MR. CAVENDISH BENTINCK

said, that if the right hon. Gentleman would only read his own speech he would see what he really did say. As the right hon. Gentleman the President of the Local Government Board (Sir Charles W. Dilke) had been good enough to refer to him, he desired to say he objected the other day to proceeding with the Bill, as he objected now, on account of the late hour at which the second reading was brought on. A quarter past 12 was not an hour of the night when any measure of great importance could be properly discussed. It was idle to bring the charge of Obstruction against any hon. Member who objected to proceeding with the Bill at that hour. It was about that time the other night when the Secretary to the Treasury (Mr. Courtney) said they could not discuss certain financial matters then raised on account of the lateness of the hour. It now, however, suited the purpose of the Government to proceed with the Ballot Bill, so that no objection was made as to the hour. He hoped the adjournment would be agreed to.

MR. R. N. FOWLER

said, that he voted with the Government 10 or 12 years ago upon the Ballot Bill, and wished to state the reasons why he now repented that vote. He could not conveniently do so at that hour, and he did not think it was right that they should be called upon to discuss the second reading of the Continuation Bill at 10 minutes to 1 o'clock in the morning. He should, therefore, cordially support the Motion for the adjournment of the debate.

MR. ONSLOW

said, that, in reply to the observation of the right hon. Gentleman the President of the Board of Trade (Mr. Chamberlain), he desired to say that the only reason why he had not brought on his Amendment was that he did not think the House was in a fit state to receive it, and because the hour was so late.

Question put.

The House divided:—Ayes 41; Noes 74: Majority 33.—(Div. List, No. 53.)

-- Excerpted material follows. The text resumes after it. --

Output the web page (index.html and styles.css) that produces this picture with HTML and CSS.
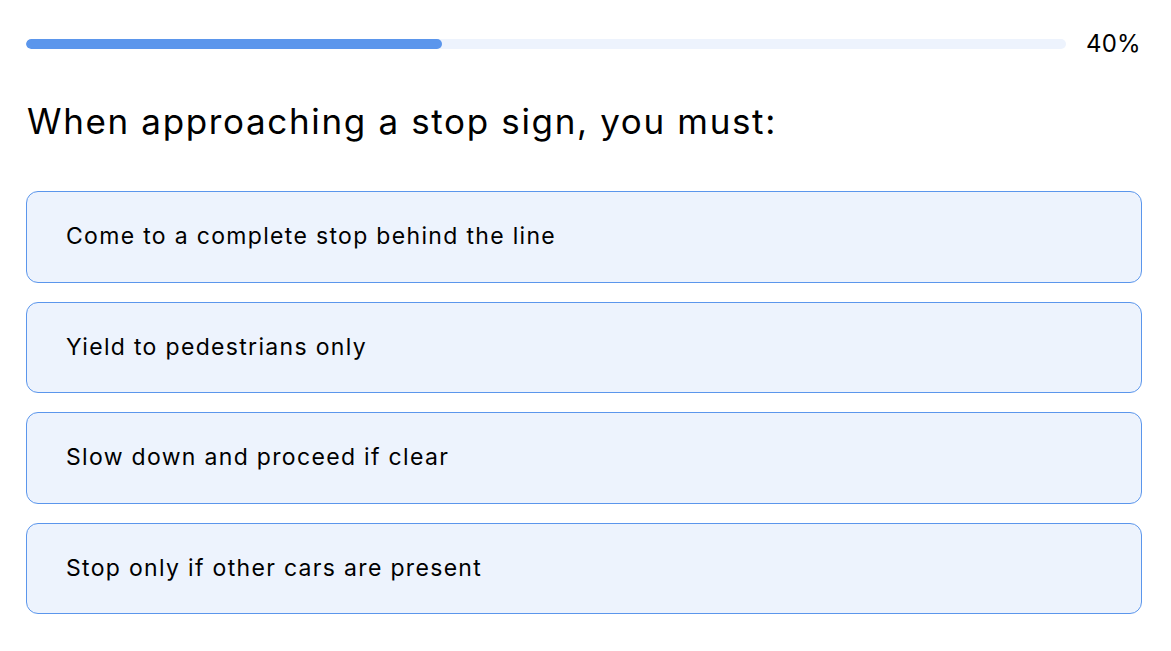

Original Question again proposed.

MR. ONSLOW

said, he thought he should be perfectly justified in moving as he now did, that the House do now adjourn.

Motion made, and Question proposed, "That this House do now adjourn."—(Mr. Onslow.)

MR. BERESFORD HOPE

said, he hoped his hon. Friend would not persevere with that Motion. They had made their protest, and the Treasury Bench opposite must see that a division at that hour of the night, with no preparation to resist the phalanx of the Government, and with only an indiscriminate remnant of the Opposition present, would not represent the fair and just opinion of the House of Commons in regard to the Bill. They had made a protest against the Bill being taken at an hour of the night when debate was impossible, and when nothing but shouting seemed to be left to the other side of the House. He must compliment hon. Gentlemen opposite upon their power of lungs. He thought his hon. Friends had better let the Bill go through, for, happily, this was not its last stage.

MR. SIDNEY HERBERT

said, he did not entirely endorse all that had fallen from his right hon. Friend (Mr. Beresford Hope); but, at the same time, he would support his suggestion that the hon. Member for Guildford (Mr. Onslow) should withdraw his Motion. He failed to see that anything was to be gained by it; and he would propose that, as the Members of the Government present did not seem inclined to go to bed, instead of insisting on the Motion for Adjournment, they should properly discuss the Bill. The Opposition had made their protest—he did not speak as "an indiscriminate remnant," and he failed to see how that remark was justified—because he considered there had been considerable unanimity of opinion exhibited on the Opposition side of the House in the last division. They could only now let their protest be published. The right hon. Gentleman who had charge of the Bill had been singularly unfortunate in all the Bills he had had charge of, having had to bring them on at a late hour. The Opposition had protested against being asked to consider the Ballot Act Continuance Bill at that late hour, and they could do no more.

LORD GEORGE HAMILTON

said, he found there was a practical agreement on both sides of the House that as there was an important principle contained in Clause 6 of the Bill there should be a further opportunity of discussing it. The House had not had an opportunity of debating it either last year or this year; therefore he would propose that the Motion for Adjournment should be withdrawn, and that the right hon. Gentleman the Prime Minister should undertake to bring on the Committee stage at a reasonable hour—["Oh, oh!"]—well, a "reasonable hour," he knew, was not a proposal to which an unreasonable man would assent; but his suggestion was that there should be an undertaking to bring on the Committee stage at a reasonable hour, so that the hon. Member for Guildford might have an opportunity of raising the point he desired to have discussed. At present, having made their protest, they ought, he thought, to allow the second reading to take place.

MR. GLADSTONE

No doubt the next stage of the Bill will be taken at a reasonable hour. That, I think, is the assurance the noble Lord desires.

MR. ONSLOW

asked leave to withdraw his Motion.

Motion, by leave, withdrawn.

Original Question again proposed.

MR. R. N. FOWLER

Shall we go on with the Bill on Monday?

SIR CHARLES W. DILKE

Only if it is reached at an early hour.

MR R. N. FOWLER

Before 10 o'clock?

SIR CHARLES W. DILKE

Yes; not unless it is reached before 10 o'clock.

Question put, and agreed to.

Bill read a second time, and committed for Monday next.

House adjourned at a quarter after One o'clock till Monday next.